╔══

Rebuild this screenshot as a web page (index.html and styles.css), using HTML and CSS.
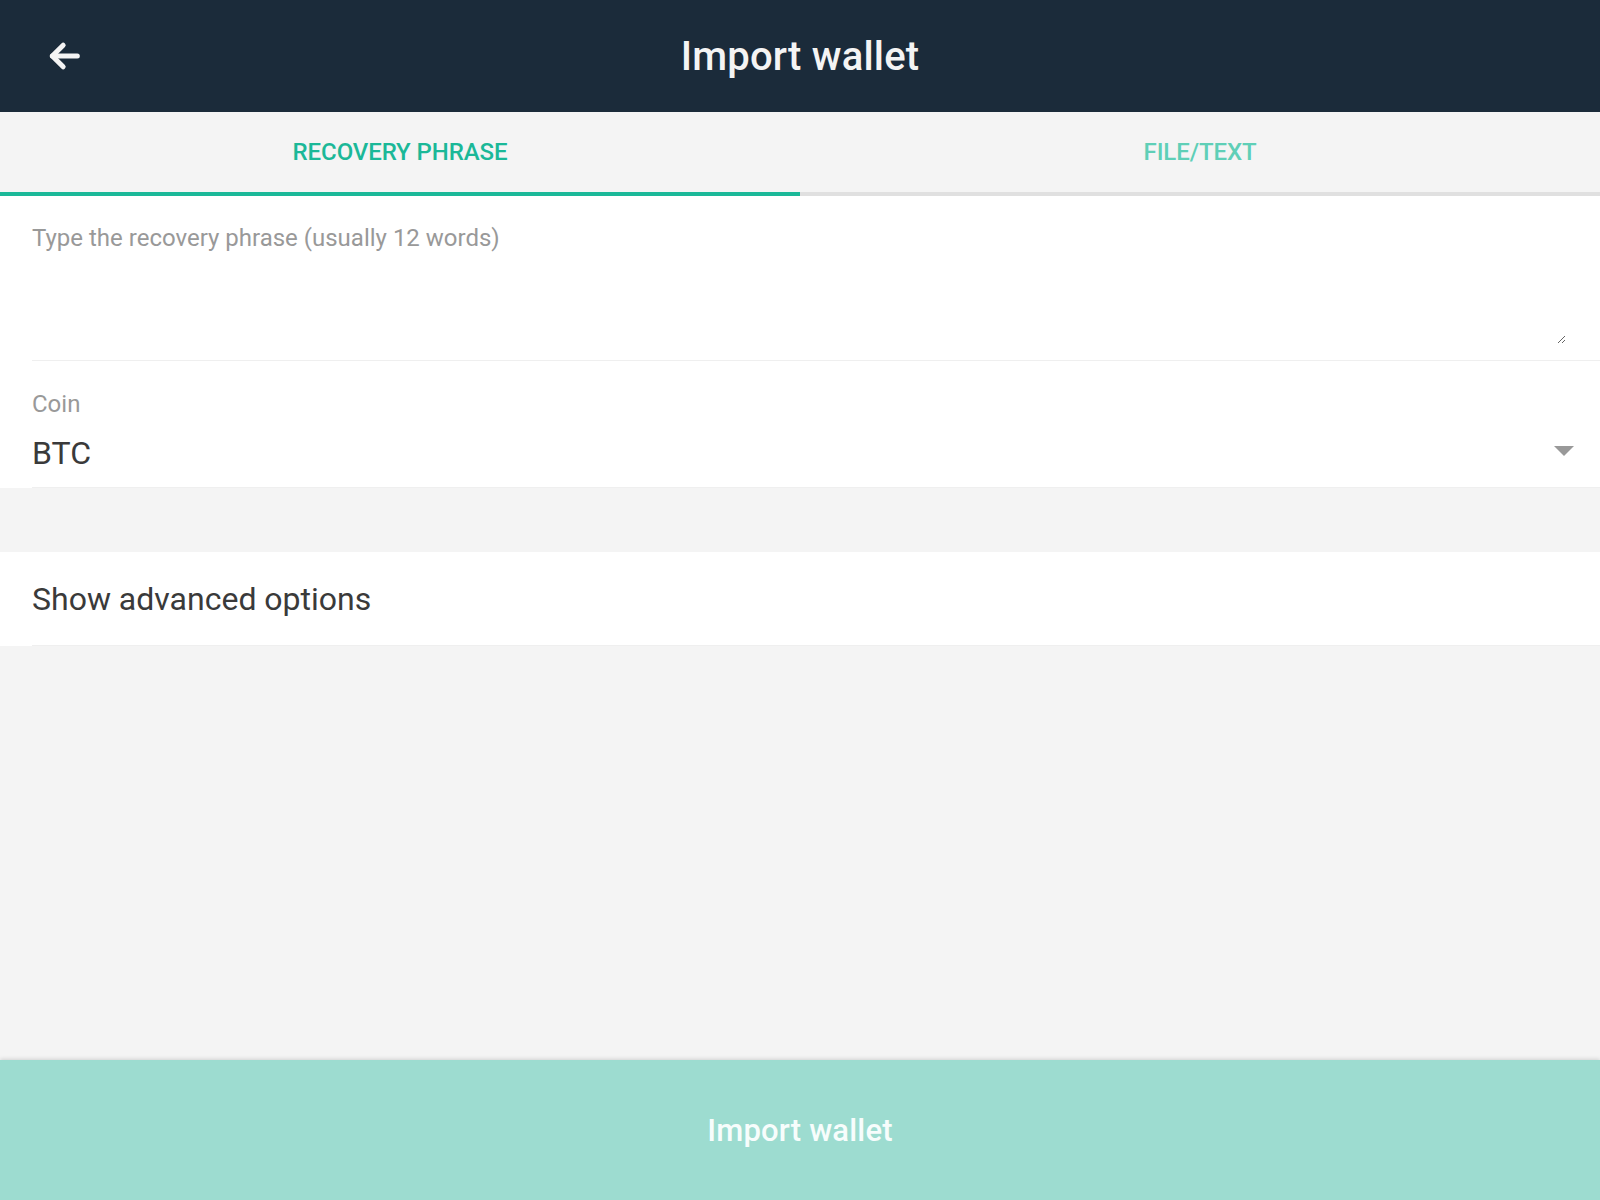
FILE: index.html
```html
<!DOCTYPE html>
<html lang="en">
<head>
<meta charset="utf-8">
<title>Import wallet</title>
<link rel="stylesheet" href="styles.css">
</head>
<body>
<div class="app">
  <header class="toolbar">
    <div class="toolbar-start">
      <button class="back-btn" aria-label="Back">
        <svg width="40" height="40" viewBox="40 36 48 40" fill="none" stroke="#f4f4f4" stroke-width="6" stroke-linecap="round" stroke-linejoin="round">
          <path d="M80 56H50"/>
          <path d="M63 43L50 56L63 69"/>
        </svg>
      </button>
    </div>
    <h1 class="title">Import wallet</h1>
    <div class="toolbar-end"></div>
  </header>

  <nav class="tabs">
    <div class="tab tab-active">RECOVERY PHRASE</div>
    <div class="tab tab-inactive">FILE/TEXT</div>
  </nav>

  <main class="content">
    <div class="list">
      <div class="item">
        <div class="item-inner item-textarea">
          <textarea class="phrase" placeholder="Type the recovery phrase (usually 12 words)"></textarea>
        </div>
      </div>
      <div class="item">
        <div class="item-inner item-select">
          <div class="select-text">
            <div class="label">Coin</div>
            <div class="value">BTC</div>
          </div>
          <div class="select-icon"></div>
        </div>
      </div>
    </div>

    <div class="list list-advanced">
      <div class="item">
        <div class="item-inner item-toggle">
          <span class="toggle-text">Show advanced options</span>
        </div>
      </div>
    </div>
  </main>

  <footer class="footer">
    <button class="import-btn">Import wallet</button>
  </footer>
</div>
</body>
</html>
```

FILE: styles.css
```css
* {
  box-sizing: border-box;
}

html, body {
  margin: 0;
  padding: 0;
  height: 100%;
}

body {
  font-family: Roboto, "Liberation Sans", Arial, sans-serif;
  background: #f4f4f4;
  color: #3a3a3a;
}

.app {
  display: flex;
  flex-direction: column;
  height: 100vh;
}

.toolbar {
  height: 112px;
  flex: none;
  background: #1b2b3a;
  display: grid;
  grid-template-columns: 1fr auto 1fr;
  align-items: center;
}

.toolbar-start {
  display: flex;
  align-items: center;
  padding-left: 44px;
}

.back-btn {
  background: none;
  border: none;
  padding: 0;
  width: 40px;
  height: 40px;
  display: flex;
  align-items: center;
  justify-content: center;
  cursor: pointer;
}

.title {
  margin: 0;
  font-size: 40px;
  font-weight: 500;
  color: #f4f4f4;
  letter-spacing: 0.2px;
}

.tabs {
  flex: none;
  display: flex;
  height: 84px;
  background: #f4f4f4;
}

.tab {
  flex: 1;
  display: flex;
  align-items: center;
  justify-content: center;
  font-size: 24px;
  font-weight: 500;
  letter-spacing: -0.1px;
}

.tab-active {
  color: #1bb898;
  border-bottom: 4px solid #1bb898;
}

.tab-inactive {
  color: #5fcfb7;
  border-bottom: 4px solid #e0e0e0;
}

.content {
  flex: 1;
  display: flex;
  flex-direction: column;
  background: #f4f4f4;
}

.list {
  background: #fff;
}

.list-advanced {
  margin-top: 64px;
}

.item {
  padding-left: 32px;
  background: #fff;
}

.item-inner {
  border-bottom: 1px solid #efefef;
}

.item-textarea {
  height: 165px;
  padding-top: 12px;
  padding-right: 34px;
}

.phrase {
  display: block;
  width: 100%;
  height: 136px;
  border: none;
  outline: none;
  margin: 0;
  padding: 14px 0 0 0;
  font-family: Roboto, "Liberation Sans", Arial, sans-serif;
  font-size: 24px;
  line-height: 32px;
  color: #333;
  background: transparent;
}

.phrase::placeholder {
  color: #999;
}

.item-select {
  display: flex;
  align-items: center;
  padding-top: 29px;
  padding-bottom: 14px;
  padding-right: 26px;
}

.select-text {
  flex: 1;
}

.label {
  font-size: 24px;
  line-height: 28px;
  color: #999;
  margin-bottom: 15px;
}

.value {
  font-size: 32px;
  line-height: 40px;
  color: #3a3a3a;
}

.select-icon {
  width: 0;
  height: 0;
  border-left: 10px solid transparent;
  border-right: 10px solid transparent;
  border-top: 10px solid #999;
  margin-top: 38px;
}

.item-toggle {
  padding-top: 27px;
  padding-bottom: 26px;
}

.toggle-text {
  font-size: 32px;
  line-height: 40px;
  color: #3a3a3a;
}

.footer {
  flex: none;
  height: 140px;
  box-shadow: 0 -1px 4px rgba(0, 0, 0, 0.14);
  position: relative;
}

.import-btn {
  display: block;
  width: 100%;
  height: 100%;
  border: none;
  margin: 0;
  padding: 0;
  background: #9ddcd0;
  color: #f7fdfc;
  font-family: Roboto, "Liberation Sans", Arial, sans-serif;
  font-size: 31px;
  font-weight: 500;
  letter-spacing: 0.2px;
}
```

╚══

Your copy of the data above should match it exactly, except that pictures are left out.

__RESULT OF THIS TASK__:
Rebuild this screenshot as a web page (index.html and styles.css), using HTML and CSS.
FILE: index.html
```html
<!DOCTYPE html>
<html lang="en">
<head>
<meta charset="utf-8">
<title>Import wallet</title>
<link rel="stylesheet" href="styles.css">
</head>
<body>
<div class="app">
  <header class="toolbar">
    <div class="toolbar-start">
      <button class="back-btn" aria-label="Back">
        <svg width="40" height="40" viewBox="40 36 48 40" fill="none" stroke="#f4f4f4" stroke-width="6" stroke-linecap="round" stroke-linejoin="round">
          <path d="M80 56H50"/>
          <path d="M63 43L50 56L63 69"/>
        </svg>
      </button>
    </div>
    <h1 class="title">Import wallet</h1>
    <div class="toolbar-end"></div>
  </header>

  <nav class="tabs">
    <div class="tab tab-active">RECOVERY PHRASE</div>
    <div class="tab tab-inactive">FILE/TEXT</div>
  </nav>

  <main class="content">
    <div class="list">
      <div class="item">
        <div class="item-inner item-textarea">
          <textarea class="phrase" placeholder="Type the recovery phrase (usually 12 words)"></textarea>
        </div>
      </div>
      <div class="item">
        <div class="item-inner item-select">
          <div class="select-text">
            <div class="label">Coin</div>
            <div class="value">BTC</div>
          </div>
          <div class="select-icon"></div>
        </div>
      </div>
    </div>

    <div class="list list-advanced">
      <div class="item">
        <div class="item-inner item-toggle">
          <span class="toggle-text">Show advanced options</span>
        </div>
      </div>
    </div>
  </main>

  <footer class="footer">
    <button class="import-btn">Import wallet</button>
  </footer>
</div>
</body>
</html>
```

FILE: styles.css
```css
* {
  box-sizing: border-box;
}

html, body {
  margin: 0;
  padding: 0;
  height: 100%;
}

body {
  font-family: Roboto, "Liberation Sans", Arial, sans-serif;
  background: #f4f4f4;
  color: #3a3a3a;
}

.app {
  display: flex;
  flex-direction: column;
  height: 100vh;
}

.toolbar {
  height: 112px;
  flex: none;
  background: #1b2b3a;
  display: grid;
  grid-template-columns: 1fr auto 1fr;
  align-items: center;
}

.toolbar-start {
  display: flex;
  align-items: center;
  padding-left: 44px;
}

.back-btn {
  background: none;
  border: none;
  padding: 0;
  width: 40px;
  height: 40px;
  display: flex;
  align-items: center;
  justify-content: center;
  cursor: pointer;
}

.title {
  margin: 0;
  font-size: 40px;
  font-weight: 500;
  color: #f4f4f4;
  letter-spacing: 0.2px;
}

.tabs {
  flex: none;
  display: flex;
  height: 84px;
  background: #f4f4f4;
}

.tab {
  flex: 1;
  display: flex;
  align-items: center;
  justify-content: center;
  font-size: 24px;
  font-weight: 500;
  letter-spacing: -0.1px;
}

.tab-active {
  color: #1bb898;
  border-bottom: 4px solid #1bb898;
}

.tab-inactive {
  color: #5fcfb7;
  border-bottom: 4px solid #e0e0e0;
}

.content {
  flex: 1;
  display: flex;
  flex-direction: column;
  background: #f4f4f4;
}

.list {
  background: #fff;
}

.list-advanced {
  margin-top: 64px;
}

.item {
  padding-left: 32px;
  background: #fff;
}

.item-inner {
  border-bottom: 1px solid #efefef;
}

.item-textarea {
  height: 165px;
  padding-top: 12px;
  padding-right: 34px;
}

.phrase {
  display: block;
  width: 100%;
  height: 136px;
  border: none;
  outline: none;
  margin: 0;
  padding: 14px 0 0 0;
  font-family: Roboto, "Liberation Sans", Arial, sans-serif;
  font-size: 24px;
  line-height: 32px;
  color: #333;
  background: transparent;
}

.phrase::placeholder {
  color: #999;
}

.item-select {
  display: flex;
  align-items: center;
  padding-top: 29px;
  padding-bottom: 14px;
  padding-right: 26px;
}

.select-text {
  flex: 1;
}

.label {
  font-size: 24px;
  line-height: 28px;
  color: #999;
  margin-bottom: 15px;
}

.value {
  font-size: 32px;
  line-height: 40px;
  color: #3a3a3a;
}

.select-icon {
  width: 0;
  height: 0;
  border-left: 10px solid transparent;
  border-right: 10px solid transparent;
  border-top: 10px solid #999;
  margin-top: 38px;
}

.item-toggle {
  padding-top: 27px;
  padding-bottom: 26px;
}

.toggle-text {
  font-size: 32px;
  line-height: 40px;
  color: #3a3a3a;
}

.footer {
  flex: none;
  height: 140px;
  box-shadow: 0 -1px 4px rgba(0, 0, 0, 0.14);
  position: relative;
}

.import-btn {
  display: block;
  width: 100%;
  height: 100%;
  border: none;
  margin: 0;
  padding: 0;
  background: #9ddcd0;
  color: #f7fdfc;
  font-family: Roboto, "Liberation Sans", Arial, sans-serif;
  font-size: 31px;
  font-weight: 500;
  letter-spacing: 0.2px;
}
```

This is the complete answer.